We can use this for our tests after the implementation is complete.

Let's begin.

Returning a decimal is not enough

The first step is simple and it is the same as in part 2: we have to override the VisitUomConvertFunc method from our base class. We can extract the from and to units of measurement from the context, but then what? How do we get a decimal value?

Returning a decimal is no longer an option with the current implementation because we don’t have that information:

public override decimal VisitUomConvertFunc(MyGrammarParser.UomConvertFuncContext context)
{
    var fromUom = context.fromUomCode().GetText();
    var toUomCode = context.toUomCode().GetText();

    return 0;// ???
}

Another way to think about this is: we have a dependency on some external information that needs to be retrieved. All we have is a term with the symbols of the units we want to convert from and to: “UomConvert(MT,Kg)”. The actual value of this conversion rate comes from somewhere else.

Let’s get Func-y?

First, let’s change the result type from decimal to something that will give us a bit more flexibility. This is where we can work with C#’s Func type and we can have someone else giving us the missing data once we have it.

In the end, what we have is a calculation. The calculation is composed of terms and, to each term, we need to assign a decimal value. This rule will apply to all our expressions since we are, after all, a calculator. This pattern will repeat again when we implement FXRate: we will need to go and fetch the rates from somewhere.

Let’s have our visitor keep track of the unique set of terms that it has visited (those it can’t immediately assign a decimal value to!) and expose them so that we can give them a value later.

This is how we’ll represent a term:

public class ExpressionTerm
{
    public ExpressionTerm(string termId)
    {
        TermId = termId;
    }

    public string TermId { get; }
    public decimal Value { get; private set; }
    
    public void SetValue(decimal value) => Value = value;
}

The TermId in this case can be a string that is either a currency pair or a FromTo unit of measure conversion.
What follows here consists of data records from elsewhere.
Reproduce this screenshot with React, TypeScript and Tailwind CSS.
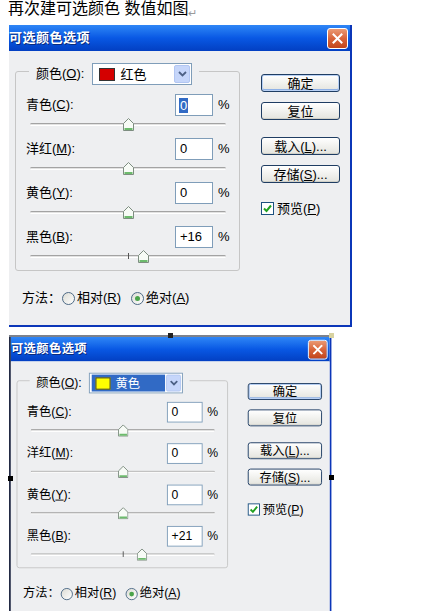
// @ts-nocheck
const FONT = "font-['Liberation_Sans','Noto_Sans_CJK_SC',sans-serif]";

const ROWS = [
  { name: '青色', key: 'C' },
  { name: '洋红', key: 'M' },
  { name: '黄色', key: 'Y' },
  { name: '黑色', key: 'B' },
];

function CloseBtn() {
  return (
    <div className="w-[21px] h-[21px] rounded-[3px] border border-white bg-linear-to-b from-[#ea9a74] via-[#d8643a] to-[#c2441a] flex items-center justify-center">
      <svg width="11" height="11" viewBox="0 0 11 11">
        <path d="M1.5 1.5 L9.5 9.5 M9.5 1.5 L1.5 9.5" stroke="#fff" strokeWidth="2" strokeLinecap="square" />
      </svg>
    </div>
  );
}

function Thumb({ value }) {
  const left = 14 + (value + 100) * 0.98 - 5.5;
  return (
    <svg className="absolute top-[2px]" style={{ left }} width="11" height="13" viewBox="0 0 11 13">
      <path d="M0.5 5.5 L5.5 0.5 L10.5 5.5 V12.5 H0.5 Z" fill="#f7fbf6" stroke="#7d8d80" />
      <path d="M1.5 11 H9.5" stroke="#6dbb6d" strokeWidth="2" />
    </svg>
  );
}

function Slider({ value, tick }) {
  return (
    <div className="relative h-[22px]">
      <div className="absolute top-[7px] left-[14px] right-[13px] h-[3px] rounded-full border-t border-[#a3a3a3] border-b border-b-white bg-[#e2e2e2]" />
      {tick && <div className="absolute top-[5px] left-[112px] w-[1px] h-[6px] bg-[#555]" />}
      <Thumb value={value} />
    </div>
  );
}

function Btn({ children, primary }) {
  return (
    <div
      className={
        'w-[79px] h-[18px] rounded-[3px] border border-[#1f3d63] bg-linear-to-b from-white to-[#e4e4de] flex items-center justify-center text-[13px] leading-none text-black ' +
        (primary ? 'shadow-[inset_0_0_0_1px_#b8d0f4,inset_0_-1px_0_1px_#8fb1e6]' : 'shadow-[inset_0_-1px_0_0_#d0d0c8]')
      }
    >
      {children}
    </div>
  );
}

function Radio({ checked }) {
  return (
    <span className="w-[13px] h-[13px] rounded-full border border-[#4d6a86] bg-linear-to-br from-[#dcdcd5] to-white flex items-center justify-center">
      {checked && <span className="w-[5px] h-[5px] rounded-full bg-[#4aa34a]" />}
    </span>
  );
}

function Dialog({ color, values, selectFirst, second }) {
  return (
    <div
      className={
        'w-[343px] h-[302px] flex flex-col border-r-[2px] border-b-[2px] border-[#0b36b8] ' +
        (second ? 'border-l-[2px] border-l-[#222a44]' : '')
      }
    >
      <div className="h-[26px] flex items-center justify-between pr-[2px] bg-linear-to-b from-[#2f86f6] via-[#0958e4] to-[#033fc2]">
        <span className="text-[13px] font-bold text-white tracking-[0.5px] [text-shadow:1px_1px_0_#0a2a7a]">可选颜色选项</span>
        <CloseBtn />
      </div>
      <div className="flex-1 bg-[#eeeff1] flex">
        <div className="pl-[6px] pt-[20px]">
          <div className="w-[225px] border border-[#c6c6c6] rounded-[3px]">
            <div className="-mt-[9px] ml-[13px] px-[7px] w-fit h-[22px] flex items-center bg-[#eeeff1]">
              <span className="text-[13px]">
                颜色(<span className="underline">O</span>):
              </span>
              <div className="ml-[8px] w-[100px] h-[22px] border border-[#7f9db9] bg-white flex items-center">
                <div className={'flex-1 h-[18px] ml-[2px] flex items-center ' + (color === 'yellow' ? 'bg-[#316ac5] text-white' : '')}>
                  <span
                    className={
                      'ml-[4px] w-[16px] h-[13px] border border-[#333] ' + (color === 'yellow' ? 'bg-[#ffff00]' : 'bg-[#d40000]')
                    }
                  />
                  <span className="ml-[5px] text-[13px] leading-none">{color === 'yellow' ? '黄色' : '红色'}</span>
                </div>
                <div className="ml-[1px] mr-[1px] w-[16px] h-[18px] rounded-[2px] bg-[#c6d6fa] border border-[#b2c6f2] flex items-center justify-center">
                  <svg width="9" height="6" viewBox="0 0 9 6">
                    <path d="M1 1 L4.5 4.5 L8 1" fill="none" stroke="#4d6185" strokeWidth="1.8" />
                  </svg>
                </div>
              </div>
            </div>
            <div className="mt-[9px]">
              {ROWS.map((r, i) => {
                const v = values[i];
                const txt = v > 0 ? '+' + v : String(v);
                return (
                  <div key={r.key}>
                    <div className="h-[22px] flex items-center px-[10px] text-[13px]">
                      <span className="flex-1">
                        {r.name}(<span className="underline">{r.key}</span>):
                      </span>
                      <div className="w-[38px] h-[22px] border border-[#7f9db9] bg-white flex items-center pl-[3px]">
                        {selectFirst && i === 0 ? (
                          <span className="bg-[#316ac5] text-white px-[1px] leading-[15px]">{txt}</span>
                        ) : (
                          <span className="pl-[1px]">{txt}</span>
                        )}
                      </div>
                      <span className="ml-[5px] w-[11px]">%</span>
                    </div>
                    <Slider value={v} tick={i === 3} />
                  </div>
                );
              })}
            </div>
          </div>
          <div className="mt-[19px] pl-[7px] h-[16px] flex items-center text-[13px]">
            <span>方法：</span>
            <span className="ml-[1px]"><Radio /></span>
            <span className="ml-[2px]">
              相对(<span className="underline">R</span>)
            </span>
            <span className="ml-[10px]"><Radio checked /></span>
            <span className="ml-[2px]">
              绝对(<span className="underline">A</span>)
            </span>
          </div>
        </div>
        <div className="ml-[21px] pt-[23px] flex flex-col">
          <Btn primary>确定</Btn>
          <div className="mt-[10px]"><Btn>复位</Btn></div>
          <div className="mt-[17px]">
            <Btn>
              载入(<span className="underline">L</span>)...
            </Btn>
          </div>
          <div className="mt-[10px]">
            <Btn>
              存储(<span className="underline">S</span>)...
            </Btn>
          </div>
          <div className="mt-[16px] flex items-center text-[13px]">
            <span className="w-[13px] h-[13px] border border-[#1c5180] bg-white flex items-center justify-center">
              <svg width="9" height="9" viewBox="0 0 9 9">
                <path d="M1 4.5 L3.5 7 L8 1.5" fill="none" stroke="#21a121" strokeWidth="2" />
              </svg>
            </span>
            <span className="ml-[3px]">
              预览(<span className="underline">P</span>)
            </span>
          </div>
        </div>
      </div>
    </div>
  );
}

export default function App() {
  return (
    <div className={'relative w-[433px] h-[611px] overflow-hidden bg-white text-black ' + FONT}>
      <div className="h-[25px] pl-[8px] text-[16px] leading-[18px] flex items-start">
        <span>再次建可选颜色 数值如图</span>
        <span className="text-[11px] text-[#9a9a9a] mt-[4px]">↵</span>
      </div>
      <div className="ml-[9px]">
        <Dialog color="red" values={[0, 0, 0, 16]} selectFirst />
      </div>
      <div className="ml-[9px] mt-[8px] w-[323px] h-[2px] bg-[#7d828c]" />
      <div className="ml-[9px] origin-top-left scale-[0.94]">
        <Dialog color="yellow" values={[0, 0, 0, 21]} second />
      </div>
      <div className="absolute left-[168px] top-[333px] w-[5px] h-[5px] bg-[#222]" />
      <div className="absolute left-[329px] top-[333px] w-[5px] h-[5px] bg-[#d8d2a0]" />
      <div className="absolute left-[8px] top-[476px] w-[5px] h-[5px] bg-black" />
      <div className="absolute left-[329px] top-[475px] w-[5px] h-[5px] bg-black" />
    </div>
  );
}
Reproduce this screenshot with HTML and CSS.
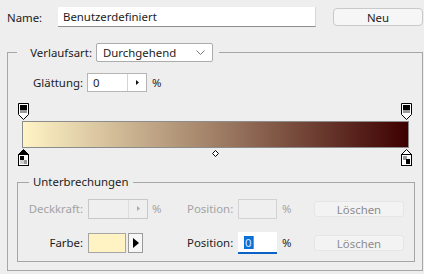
FILE: index.html
```html
<!DOCTYPE html>
<html lang="de">
<head>
    <meta charset="UTF-8">
    <meta name="viewport" content="width=device-width, initial-scale=1.0">
    <title>Verlauf</title>
    <link rel="stylesheet" href="styles.css">
</head>
<body>
    <div class="name-row">
        <span class="name-label">Name:</span>
        <div class="name-field">Benutzerdefiniert</div>
        <button class="btn-new">Neu</button>
    </div>

    <fieldset class="frame outer">
        <legend class="type-legend">
            <span class="type-label">Verlaufsart:</span>
            <div class="dropdown">
                <span>Durchgehend</span>
                <svg width="9" height="6" viewBox="0 0 9 6"><path d="M0.5 0.5l4 4l4 -4" fill="none" stroke="#777"/></svg>
            </div>
        </legend>

        <div class="smooth-row">
            <span class="smooth-label">Glättung:</span>
            <div class="spinner">
                <span class="spin-value">0</span>
                <span class="spin-arrow"><svg width="3" height="5" viewBox="0 0 3 5"><path d="M0 0l3 2.5l-3 2.5z" fill="#111"/></svg></span>
            </div>
            <span class="unit">%</span>
        </div>

        <div class="ramp">
            <div class="stops">
                <svg width="11" height="18" viewBox="0 0 11 18">
                    <path d="M0.5 0.5h10v11l-5 5l-5 -5z" fill="#fff" stroke="#000"/>
                    <rect x="2" y="2" width="7" height="5" fill="#000"/>
                    <rect x="2" y="7" width="7" height="3" fill="#9a9a9a"/>
                </svg>
                <svg width="11" height="18" viewBox="0 0 11 18">
                    <path d="M0.5 0.5h10v11l-5 5l-5 -5z" fill="#fff" stroke="#000"/>
                    <rect x="2" y="2" width="7" height="5" fill="#000"/>
                    <rect x="2" y="7" width="7" height="3" fill="#9a9a9a"/>
                </svg>
            </div>
            <div class="bar"></div>
            <div class="stops">
                <svg width="11" height="18" viewBox="0 0 11 18">
                    <path d="M0.5 6.5l5 -5l5 5z" fill="#000" stroke="#000"/>
                    <rect x="0.5" y="6.5" width="10" height="11" fill="#fff" stroke="#000"/>
                    <rect x="2" y="8" width="4" height="4" fill="#000"/>
                    <rect x="6" y="12" width="3" height="4" fill="#9a9a9a"/>
                    <rect x="2" y="12" width="4" height="4" fill="#cfcfcf"/>
                </svg>
                <svg class="midpoint" width="7" height="7" viewBox="0 0 7 7"><path d="M3.5 0.5l3 3l-3 3l-3 -3z" fill="#fff" stroke="#000"/></svg>
                <svg width="11" height="18" viewBox="0 0 11 18">
                    <path d="M0.5 6.5l5 -5l5 5z" fill="#fff" stroke="#000"/>
                    <rect x="0.5" y="6.5" width="10" height="11" fill="#fff" stroke="#000"/>
                    <rect x="2" y="8" width="4" height="4" fill="#9a9a9a"/>
                    <rect x="5" y="11" width="4" height="5" fill="#000"/>
                </svg>
            </div>
        </div>

        <fieldset class="frame inner">
            <legend class="stops-legend">Unterbrechungen</legend>
            <div class="stop-grid">
                <span class="cell-label off">Deckkraft:</span>
                <div class="spinner off">
                    <span class="spin-value"></span>
                    <span class="spin-arrow"><svg width="3" height="5" viewBox="0 0 3 5"><path d="M0 0l3 2.5l-3 2.5z" fill="#aaa"/></svg></span>
                </div>
                <span class="unit off">%</span>
                <span class="pos-label off">Position:</span>
                <div class="pos-field off"></div>
                <span class="unit off">%</span>
                <button class="btn-delete">Löschen</button>

                <span class="cell-label">Farbe:</span>
                <div class="color-pick">
                    <div class="swatch"></div>
                    <div class="swatch-arrow"><svg width="6" height="10" viewBox="0 0 6 10"><path d="M0 0l6 5l-6 5z" fill="#000"/></svg></div>
                </div>
                <span></span>
                <span class="pos-label">Position:</span>
                <div class="pos-field active"><span class="selected">0</span></div>
                <span class="unit">%</span>
                <button class="btn-delete">Löschen</button>
            </div>
        </fieldset>
    </fieldset>
</body>
</html>
```

FILE: styles.css
```css
body {
    margin: 0;
    width: 424px;
    height: 274px;
    overflow: hidden;
    background-color: #eeeeee;
    font-family: "Noto Sans", sans-serif;
    font-size: 11.4px;
    color: #1c1c1c;
}
.name-row {
    display: flex;
    align-items: center;
    padding: 7px 0 0 7px;
}
.name-label {
    width: 51px;
}
.name-field {
    width: 258px;
    height: 20px;
    box-sizing: border-box;
    padding-left: 5px;
    line-height: 19px;
    background: #fff;
    border-bottom: 1px solid #8e8e8e;
    border-right: 1px solid #d6d6d6;
}
.btn-new {
    margin-left: 17px;
    width: 90px;
    height: 18px;
    padding: 0;
    font: inherit;
    color: #1c1c1c;
    background: #f6f6f6;
    border: 1px solid #c9c9c9;
    border-radius: 4px;
}
.frame {
    margin: 0;
    border: 1px solid #a6a6a6;
    box-sizing: border-box;
    min-width: 0;
}
.outer {
    margin: 16px 0 0 7px;
    width: 416px;
    padding: 0 7px 8px 9px;
}
.type-legend {
    display: flex;
    align-items: center;
    padding: 0 6px 0 0;
    margin-left: 0;
}
.type-label {
    width: 79px;
    padding-right: 4px;
    box-sizing: border-box;
    text-align: right;
}
.dropdown {
    display: flex;
    align-items: center;
    justify-content: space-between;
    width: 117px;
    height: 19px;
    box-sizing: border-box;
    padding: 0 7px 0 6px;
    background: #fff;
    border: 1px solid #acacac;
    border-radius: 2px;
}
.smooth-row {
    display: flex;
    align-items: center;
    margin-top: 11px;
}
.smooth-label {
    width: 70px;
    padding-right: 4px;
    box-sizing: border-box;
    text-align: right;
}
.spinner {
    display: flex;
    width: 60px;
    height: 19px;
    box-sizing: border-box;
    background: #fff;
    border: 1px solid #b5b5b5;
}
.spin-value {
    flex: 1;
    padding-left: 5px;
    line-height: 17px;
}
.spin-arrow {
    width: 18px;
    display: flex;
    align-items: center;
    justify-content: center;
    border-left: 1px solid #d4d4d4;
}
.unit {
    margin-left: 5px;
}
.ramp {
    margin-top: 11px;
}
.stops {
    display: flex;
    justify-content: space-between;
    align-items: flex-start;
    padding: 0 3px 0 1px;
    height: 18px;
}
.midpoint {
    margin-top: 2px;
}
.bar {
    margin-left: 5px;
    width: 387px;
    height: 27px;
    box-sizing: border-box;
    border: 1px solid #8c8c8c;
    background: linear-gradient(to right, #fff4c6, #a07f66 50%, #3d0000);
}
.inner {
    margin-top: 8px;
    width: 398px;
    padding: 0 0 8px 0;
}
.stops-legend {
    margin-left: 11px;
    padding: 0 4px;
    line-height: 16px;
}
.stop-grid {
    display: grid;
    grid-template-columns: 70px 59px 40px 51px 39px 37px 90px;
    grid-template-rows: 21px 21px;
    row-gap: 13px;
    align-items: center;
    margin-top: 8px;
}
.cell-label {
    text-align: right;
    padding-right: 5px;
}
.off {
    color: #a3a3a3;
}
.spinner.off {
    height: 20px;
    background: #efefef;
    border-color: #c8c8c8;
}
.spinner.off .spin-arrow {
    border-left-color: #dcdcdc;
}
.pos-field {
    height: 20px;
    box-sizing: border-box;
}
.pos-field.off {
    background: #efefef;
    border: 1px solid #d2d2d2;
}
.pos-field.active {
    height: 22px;
    background: #fff;
    border-bottom: 2px solid #0a63c4;
    padding: 3px 0 0 6px;
}
.selected {
    display: inline-block;
    padding: 0 1px;
    line-height: 13px;
    background: #0a6fd6;
    color: #dce9ff;
    border-right: 1px solid #e07b1a;
}
.btn-delete {
    width: 90px;
    height: 16px;
    padding: 0;
    font: inherit;
    color: #8c8c8c;
    background: #f3f3f3;
    border: 1px solid #e6e6e6;
    border-radius: 3px;
}
.color-pick {
    display: flex;
    gap: 2px;
}
.swatch {
    width: 38px;
    height: 20px;
    box-sizing: border-box;
    background: #fff3c4;
    border: 1px solid #a6a6a6;
}
.swatch-arrow {
    width: 15px;
    height: 20px;
    box-sizing: border-box;
    display: flex;
    align-items: center;
    justify-content: center;
    background: #f6f6f6;
    border: 1px solid #9a9a9a;
}
```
Note that this initial representation is not ideal. We will come back to it soon, as it would be better to know exactly what we’re dealing with in each specific term.

Our visitor will now have the following fields/properties:

private readonly List<ExpressionTerm> _terms = new List<ExpressionTerm>();
public IReadOnlyList<ExpressionTerm> Terms => _terms.AsReadOnly();

Our new return type is then a Func that, given a list of terms with decimal values assigned to them, will result in a decimal (i.e. the result of our calculation). After applying the changes to all the overloads it looks like:

public class MyGrammarVisitor : MyGrammarBaseVisitor<Func<IReadOnlyList<ExpressionTerm>, decimal>>
{
    private readonly List<ExpressionTerm> _terms = new List<ExpressionTerm>();
    public IReadOnlyList<ExpressionTerm> Terms => _terms.AsReadOnly();
    
    // Math operators.
    // Ignore any input for these functions. They always return a number, we can just work with them.
    public override Func<IReadOnlyList<ExpressionTerm>, decimal> VisitNum(MyGrammarParser.NumContext context)
    {
        // Ignore any input here. As this is a number, we can just return it.
        return _ => decimal.Parse(context.GetText());
    }

    public override Func<IReadOnlyList<ExpressionTerm>, decimal> VisitMulDiv(MyGrammarParser.MulDivContext context)
    {
        var left = Visit(context.expr(0));
        var right = Visit(context.expr(1));
        // The _ variables means we don’t care about their value. 
        if (context.op.Type == MyGrammarParser.MUL) return _ => left(_) * right(_);
        return _ => left(_) / right(_);
    }

    public override Func<IReadOnlyList<ExpressionTerm>, decimal> VisitAddSub(MyGrammarParser.AddSubContext context)
    {
        var left = Visit(context.expr(0));
        var right = Visit(context.expr(1));

        if (context.op.Type == MyGrammarParser.ADD) return x => left(_) + right(_);
        return _ => left(_) - right(_);
    }

    public override Func<IReadOnlyList<ExpressionTerm>, decimal> VisitUomConvertFunc(MyGrammarParser.UomConvertFuncContext context)
    {
        var fromUom = context.fromUomCode().GetText();
        var toUom = context.toUomCode().GetText();
        var fromToUomConversionCode = $"{fromUom}{toUom}";
        // Todo: Come back to this ID.
        _terms.Add(new ExpressionTerm(fromToUomConversionCode)); 
        return x => x.First(t => t.TermId == fromToUomConversionCode).Value;
    }

    public override Func<IReadOnlyList<ExpressionTerm>, decimal> VisitParens(MyGrammarParser.ParensContext context)
    {
        // If we have a parenthesis, there's an expression inside
        // (that can be any of the allowed operators), so we visit that. 
        return Visit(context.expr());
    }
}

Let’s go through the VisitUomConvertFunc:

  1. We extract the fromUom and toUom codes.
  2. We construct a new ExpressionTerm and add it to our internal collection. We return a function that takes a “hydrated” list of terms. By “hydrated” we mean that the caller has already gotten all the necessary information and used the SetValue method on our terms. This is probably a good time to mention that there is currently no error handling and we just assume it’s there, but let’s keep things simple for now.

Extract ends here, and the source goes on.